SIR NICHOLAS Macpherson, the Permanent Secretary to the Treasury, is to leave the Civil Service after 30 years – and the role he has held for a decade – at the end of March.
The former KPMG employee was appointed Permanent Secretary in August 2005, following the departure of Sir Gus O’Donnell.
Macpherson, 56, joined the Treasury in 1985 and held a number of roles in the Treasury, including Principal Private Secretary to Kenneth Clarke and then Gordon Brown.
Chancellor, George Osborne, said: “To my mind Nick has been one of the outstanding public servants of his generation. He has been at the helm of the Treasury during the most difficult decade of modern economic policy making and his advice to me has always been intelligent, candid and discreet.
“He will be sorely missed by the official team he has built up at the Treasury and ministers, like me, lucky enough to have worked with him.”

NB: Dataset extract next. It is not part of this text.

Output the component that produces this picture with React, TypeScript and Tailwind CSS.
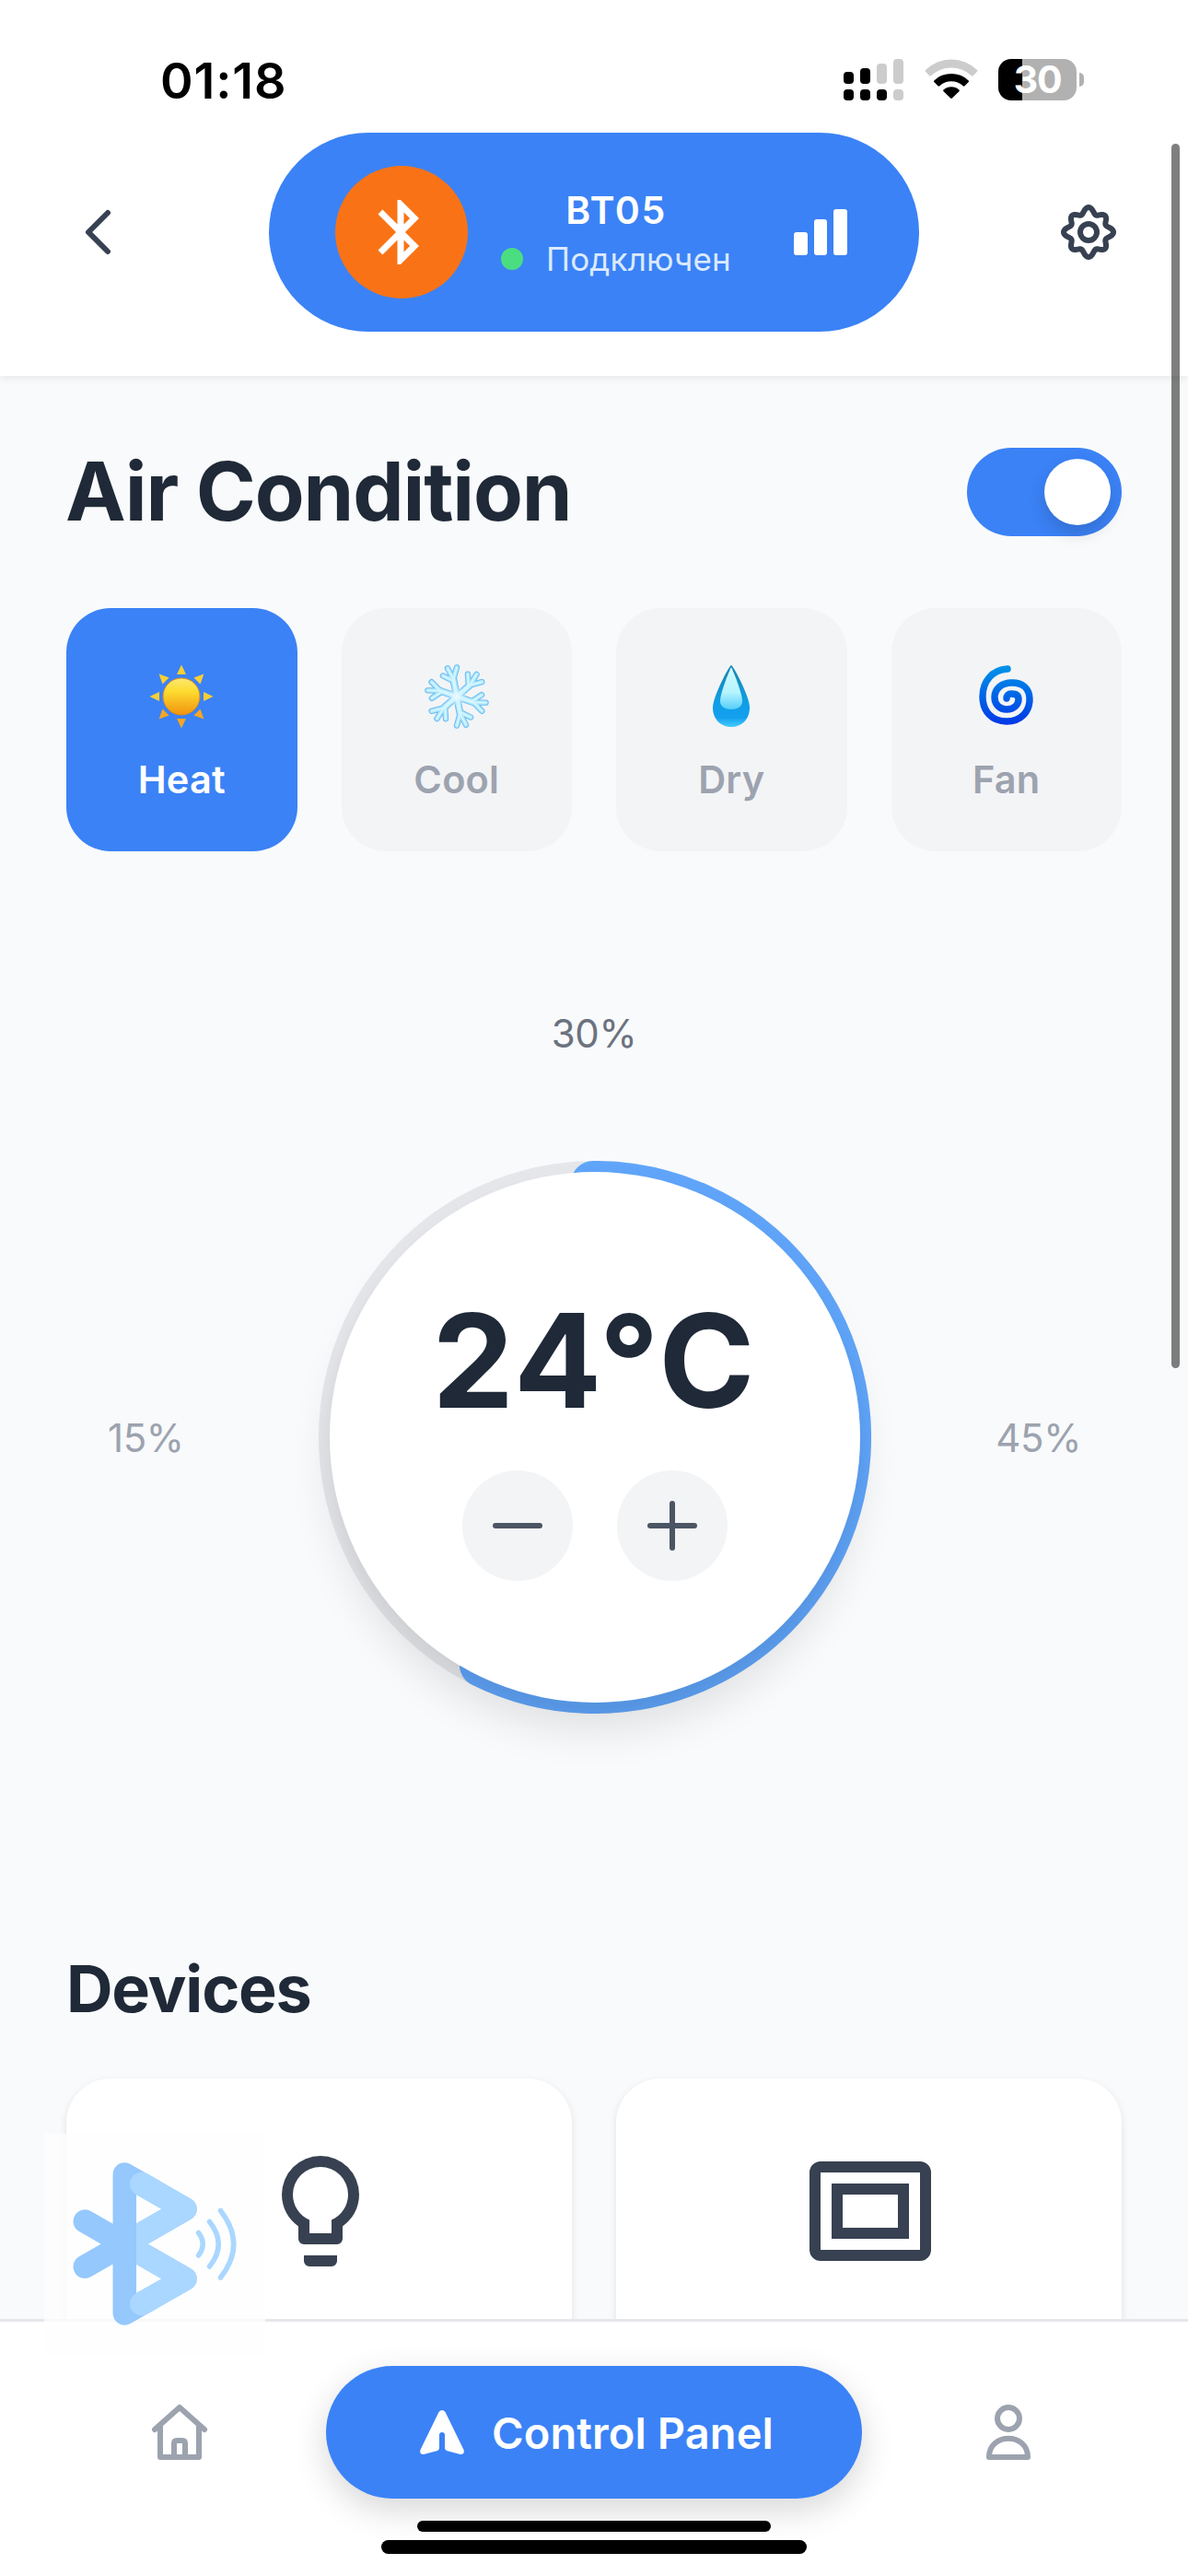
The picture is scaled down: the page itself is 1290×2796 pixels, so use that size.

Prior to becoming Permanent Secretary, Macpherson, was MD of the Budget and Public Finance Directorate, and from 2001 to 2004 he headed up the Public Services Directorate, where he managed the 2000 and 2002 spending reviews.
Previous Treasury posts included Director of Welfare Reform (1998 to 2001), where he led on reforms to the tax and benefit system, and Principal Private Secretary to the Chancellor of the Exchequer (1993 to 1997) where he oversaw the transition from the Chancellorship of Kenneth Clarke to that of Gordon Brown.
Prior to that Macpherson worked in a variety of posts, including negotiating the EMU component of the Maastricht Treaty and the UK’s opt out.
A visiting Professor at King’s College London, he also chairs the Policy Committee of the Centre for Economic Performance at the London School of Economics.
Macpherson said: “It has been a privilege to lead the Treasury through an extraordinary period. But after 31 years in the department, and having worked on 33 Budgets and 20 Spending Reviews, it is time to do something else while I still can.
“With the fiscal strategy for this Parliament set and the economic recovery well established, now is the right time to stand aside and for someone else to guide the Treasury through the challenges ahead.”